This is Part 2 in the series of blogs whereby HBI’s Jeff Morgan synthesizes the history of Roxbury Neck to help inform the direction in which new Roxbury developments may shape the future of the neighborhood. Check out Part 1 - Early Roxbury before the Revolutionary War
The Impact of the Revolutionary War on the Industrialization of Roxbury
Prior to the American Revolutionary War (1775–1783) Roxbury prospered. Agriculture and animal husbandry remained important to the town’s economy. Throughout the century animals were still allowed to graze in common areas. Other economic ventures included textile mills, ropewalks, a piano factory, a clock factory, lumber and stone yards, salt works, tanneries, slaughter houses, grist mills, and a chocolate mill.
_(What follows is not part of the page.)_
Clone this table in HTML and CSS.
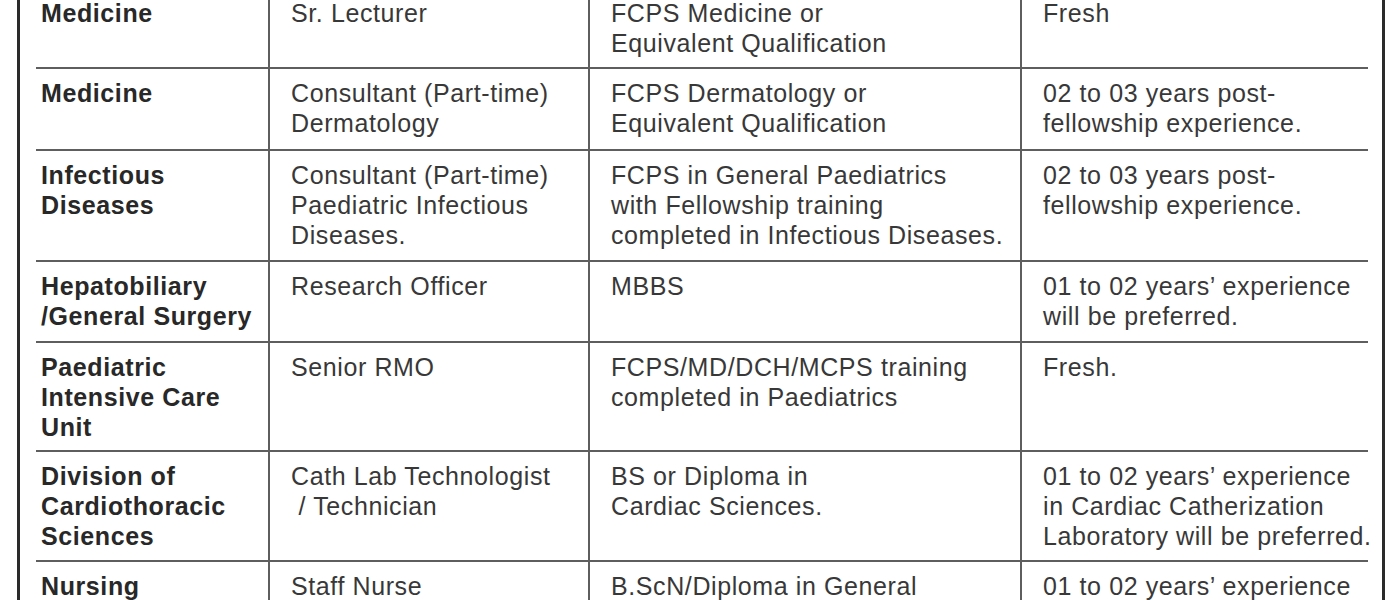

Following the Revolution, Roxbury Street (present day Washington Street) became a busy thoroughfare moving surplus and merchandise to and from the city.
Following the Battle of Lexington during the Siege of Boston in 1775, the American army constructed a substantial fortification called the “Burying Ground Redoubt” across Roxbury Street (present day Washington Street) just south of the Burying Ground where the Way to Dorchester (present-day Eustis Street) began with its front nearly on the southerly line of the road (Figure 4).
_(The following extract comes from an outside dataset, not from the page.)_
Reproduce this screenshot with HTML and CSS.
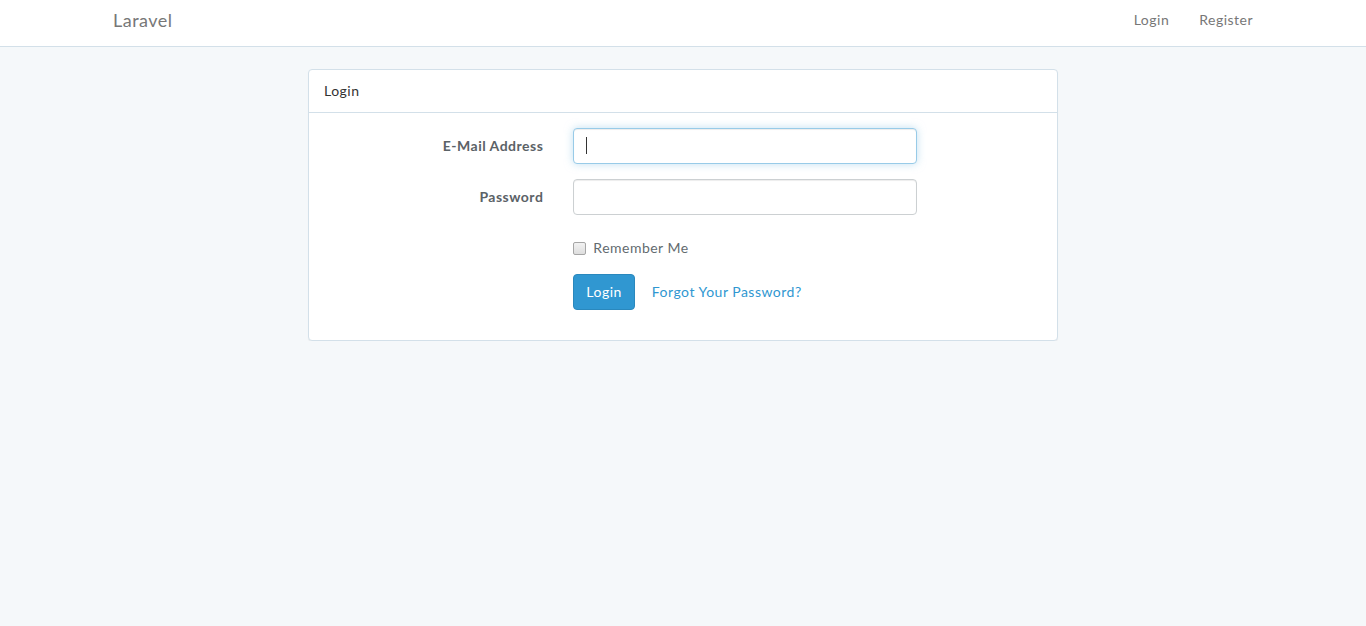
FILE: index.html
```html
<!DOCTYPE html>
<html lang="en">
<head>
<meta charset="utf-8">
<title>Laravel</title>
<link rel="stylesheet" href="styles.css">
</head>
<body>
<nav class="navbar">
  <div class="container nav-inner">
    <a class="brand" href="#">Laravel</a>
    <ul class="nav-right">
      <li><a href="#">Login</a></li>
      <li><a href="#">Register</a></li>
    </ul>
  </div>
</nav>
<div class="container">
  <div class="panel">
    <div class="panel-heading">Login</div>
    <div class="panel-body">
      <form class="form">
        <div class="form-group">
          <label class="control-label" for="email">E-Mail Address</label>
          <div class="control input-wrap"><input id="email" type="email" class="form-control focused"><span class="caret"></span></div>
        </div>
        <div class="form-group">
          <label class="control-label" for="password">Password</label>
          <div class="control"><input id="password" type="password" class="form-control"></div>
        </div>
        <div class="form-group">
          <div class="control-label"></div>
          <div class="control">
            <label class="checkbox"><input type="checkbox"> Remember Me</label>
          </div>
        </div>
        <div class="form-group last">
          <div class="control-label"></div>
          <div class="control actions">
            <button type="button" class="btn">Login</button>
            <a class="link" href="#">Forgot Your Password?</a>
          </div>
        </div>
      </form>
    </div>
  </div>
</div>
</body>
</html>
```
FILE: styles.css
```css
* { box-sizing: border-box; }
html, body { margin: 0; padding: 0; }
body {
  background: #f5f8fa;
  font-family: "Lato", "Open Sans", sans-serif;
  font-size: 14px;
  line-height: 1.6;
  color: #636b6f;
  letter-spacing: 0.035em;
}
a { text-decoration: none; }
.container {
  width: 1170px;
  margin: 0 auto;
  padding: 0 15px;
}
.navbar {
  background: #fff;
  border-bottom: 1px solid #d3e0e9;
  height: 47px;
  margin-bottom: 22px;
}
.nav-inner {
  display: flex;
  justify-content: space-between;
  align-items: center;
  height: 46px;
  padding-bottom: 6px;
}
.brand {
  font-size: 18px;
  color: #777;
  line-height: 20px;
}
.nav-right {
  list-style: none;
  margin: 0 -15px 0 0;
  padding: 0;
  display: flex;
}
.nav-right a {
  display: block;
  padding: 0 15px;
  color: #777;
  line-height: 22px;
}
.panel {
  width: 750px;
  margin: 0 auto;
  background: #fff;
  border: 1px solid #d3e0e9;
  border-radius: 4px;
  box-shadow: 0 1px 1px rgba(0,0,0,.05);
}
.panel-heading {
  padding: 10px 15px;
  border-bottom: 1px solid #d3e0e9;
  color: #333;
  line-height: 22px;
}
.panel-body { padding: 15px; }
.form-group {
  display: flex;
  margin-bottom: 15px;
}
.control-label {
  flex: 0 0 249.33px;
  padding: 7px 15px 0 0;
  margin-left: -15px;
  text-align: right;
  font-weight: 700;
  color: #5b6267;
}
.control {
  flex: 0 0 374px;
  padding: 0 15px;
}
.input-wrap { position: relative; }
.caret {
  position: absolute;
  left: 28px;
  top: 9px;
  width: 1px;
  height: 17px;
  background: #333;
}
.form-control {
  display: block;
  width: 100%;
  height: 36px;
  padding: 6px 12px;
  font: inherit;
  color: #555;
  background: #fff;
  border: 1px solid #ccd0d2;
  border-radius: 4px;
  box-shadow: inset 0 1px 1px rgba(0,0,0,.075);
  outline: none;
}
.form-control.focused {
  border-color: #98cbe8;
  box-shadow: inset 0 1px 1px rgba(0,0,0,.075), 0 0 8px rgba(152,203,232,.6);
}
.checkbox {
  display: flex;
  align-items: center;
  gap: 7px;
  padding-top: 7px;
  height: 29px;
  line-height: 22px;
  color: #636b6f;
}
.checkbox input {
  -webkit-appearance: none;
  appearance: none;
  margin: 0;
  width: 13px;
  height: 13px;
  border: 1px solid #a6a6a6;
  border-radius: 2px;
  background: linear-gradient(#f2f2f2, #dedede);
}
.actions {
  display: flex;
  align-items: center;
  gap: 17px;
}
.btn {
  height: 36px;
  padding: 6px 12px;
  font: inherit;
  letter-spacing: inherit;
  color: #fff;
  background: #3097d1;
  border: 1px solid #2a88bd;
  border-radius: 4px;
}
.link { color: #3097d1; }
```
The redoubt provided protection to the town from British soldiers leaving Boston. On June 17 the men of Roxbury marched to the meetinghouse and then to the burying ground. Roxbury suffered considerable damage during the Siege. Under Washington’s command a number of houses were removed along Roxbury Street. Following the Revolution remains of forts and earthworks were evident on the landscape and all buildings between the redoubt and the Boston neck had been destroyed.